While sitting in the National Theatre and discussing Aberg's work both there and at the RSC, major theatre institutions are a natural topic of conversation. Much of Aberg's directing work has been within the walls of such institutions, as well as a stint as a senior reader at the Royal Court, where she claims she learned "everything I know about plays and structure and dramaturgy". Alongside all of their advantages, are there any restrictions to making theatre in these environments?

"I never really have a sense of what you can't do," Aberg says. "I don't ever really feel like I've been told that this is where your creativity finishes. What you can do is you can rehearse for long periods of time – sometimes very long periods of time – and enjoy the support of a really well funded production department."

Aberg also has experience of working abroad, both in her native Sweden and in Germany.

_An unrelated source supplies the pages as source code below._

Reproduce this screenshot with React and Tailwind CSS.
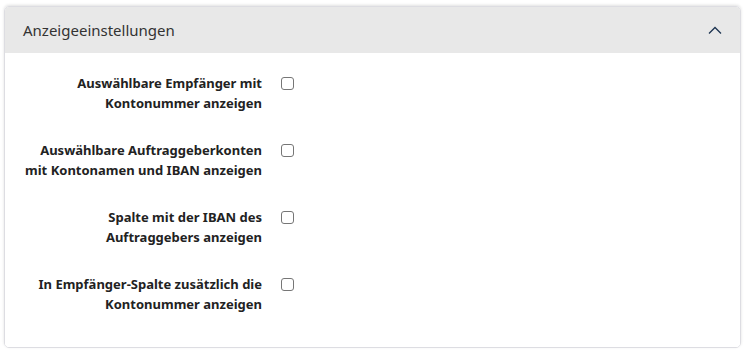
const settings = [
  "Auswählbare Empfänger mit Kontonummer anzeigen",
  "Auswählbare Auftraggeberkonten mit Kontonamen und IBAN anzeigen",
  "Spalte mit der IBAN des Auftraggebers anzeigen",
  "In Empfänger-Spalte zusätzlich die Kontonummer anzeigen",
];

const App = () => {
  return (
    <div className="w-[745px] h-[351px] bg-white pt-[6px] px-[4px] font-['Segoe_UI','Noto_Sans',sans-serif] text-[#212529]">
      <div className="w-[737px] border border-[#dddde2] rounded-[5px] shadow-[0_-1px_3px_rgba(0,0,0,0.12)] overflow-hidden">
        {/* Header */}
        <div className="h-[46px] bg-[#e8e8e8] flex items-center justify-between pl-[18px] pr-[18px]">
          <span className="text-[15px] text-[#333]">Anzeigeeinstellungen</span>
          <svg width="14" height="8" viewBox="0 0 14 8" fill="none">
            <path d="M1 7.5L7 1.5L13 7.5" stroke="#1e3552" strokeWidth="1.3" />
          </svg>
        </div>

        {/* Content */}
        <div className="bg-white pt-[20px] pb-[33px] flex flex-col gap-[27px]">
          {settings.map((label) => (
            <label key={label} className="flex items-start pl-[20px]">
              <span className="w-[237px] text-right text-[13px] font-bold leading-[20px] text-[#222]">
                {label}
              </span>
              <input
                type="checkbox"
                className="ml-[19px] mt-[4px] w-[13px] h-[13px] appearance-none border border-[#767676] rounded-[3px] bg-white"
              />
            </label>
          ))}
        </div>
      </div>
    </div>
  );
};

export default App;
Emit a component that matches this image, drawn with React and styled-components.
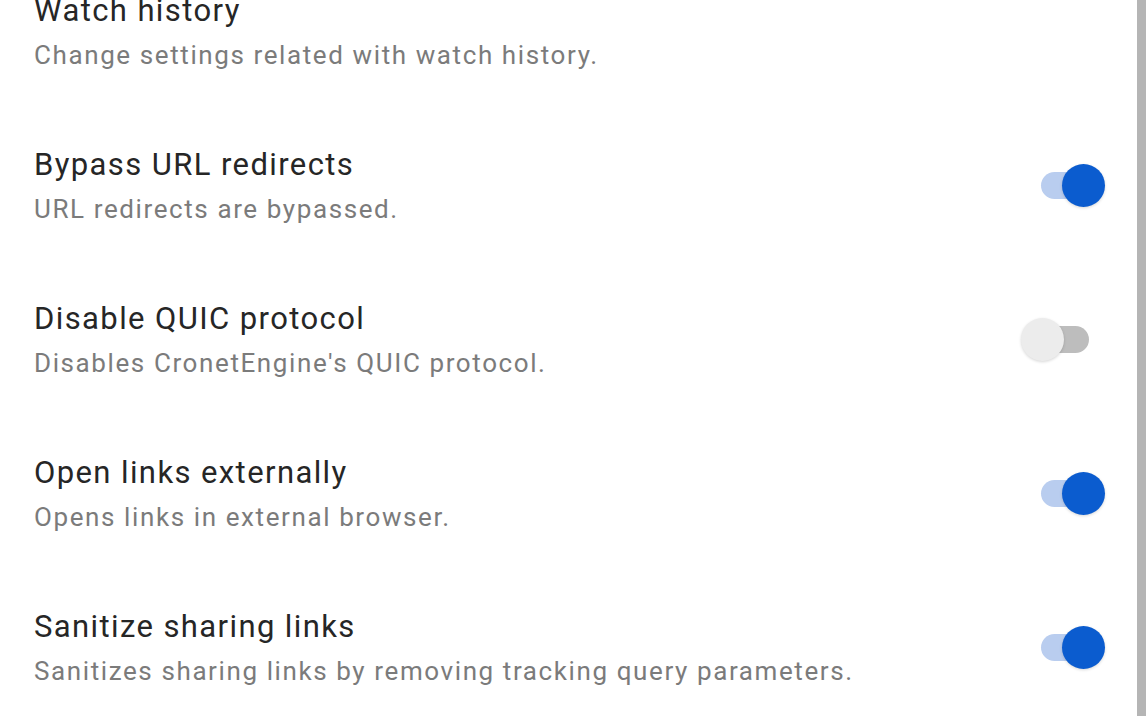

Although she trained in Britain and considers herself more as a British than a European director, Aberg sees definite advantages to working overseas. "Experience is always going to be good, is always going to widen your perspective, is always going to add something – even if it's a sense of what you don't want to do or what you don't want to make."

Others have identified Aberg as part of a generation that is pushing at the status quo in British theatre. Surveying the current landscape, Aberg certainly sees signs of change, pointing to the example of Secret Theatre at the Lyric Hammersmith. "I don't think that would have happened ten years ago," she suggests. "It's just a small group of people thinking that it's possible and wanting to do something that's different and a bit daring and a bit deliberately provocative. And that feels really exciting."

At the same time, however, Aberg recognises that each new generation has an impulse to shake up what has gone before. It is an impulse that she certainly shares. "I think that is the job of every generation. If we failed at doing that we'd be terrible."

The White Devil is at the RSC Swan Theatre from 30 July to 29 November. Hotel continues at the National Theatre until 2 August.